Beyond memes, the connection is real. Provably fair randomness is a major research area in Web3, with protocols like Chainlink VRF and drand offering on-chain random number generation. The Google coin is, in its own silly way, the most accessible taste of that technology for the average person.

When You Shouldn't Trust a Coin Flip

A coin flip is fun, but it's not a substitute for research, risk management, or due diligence. Anyone using Google's tool to decide whether to sell a Bitcoin position is gambling, not investing. Randomness is wonderful for breaking mental deadlock, terrible as a trading strategy.

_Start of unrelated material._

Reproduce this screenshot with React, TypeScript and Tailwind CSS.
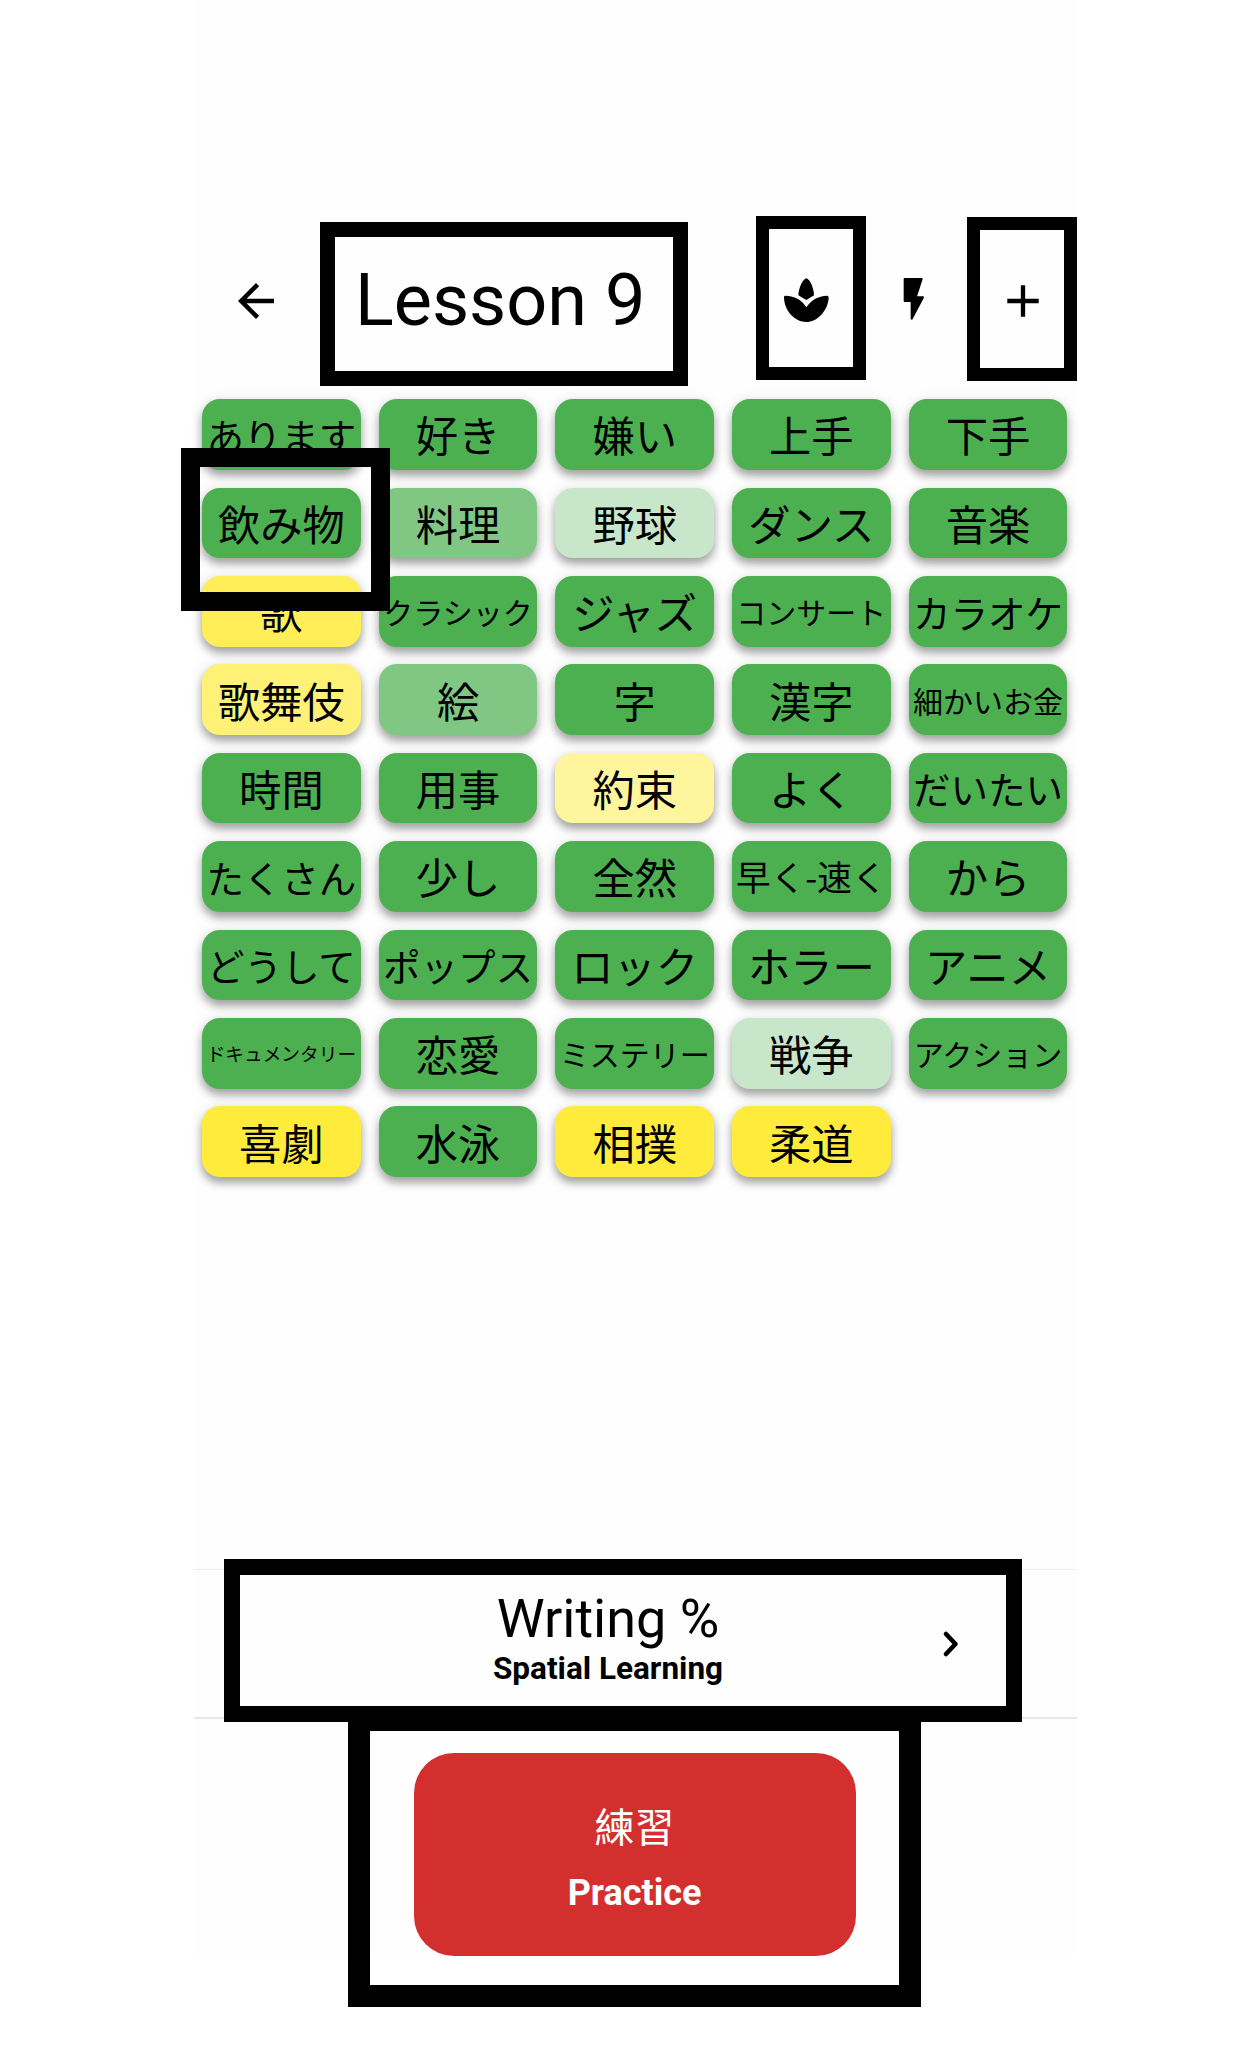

Likewise, in any context where real money, legal outcomes, or scientific conclusions are on the line, a virtual coin flip lacks the auditability and trust guarantees that blockchain-based randomness tools provide. For casual tiebreakers, though? It's perfect.

Privacy and Data Notes

One underrated benefit: the Google coin flip runs entirely in your browser without requiring login. There's no stored history of past flips tied to your account the way some randomizer apps operate. That makes it appealing for anyone who doesn't want yet another app harvesting behavior data.

Key Takeaways

  • The Google coin flip is a free, no-login randomizer triggered by searching phrases like "flip a coin".
  • It uses a basic random number generator to return heads or tails, with animations that feel surprisingly satisfying.
  • The same interface also offers dice rolls, number generators, and spinners for more complex decisions.
  • Crypto and AI communities love the tool as a meme, a tiebreaker, and a tiny demonstration of how randomness underpins both fields.
  • Useful for fun and small choices — never for serious financial decisions or anything requiring verifiable fairness.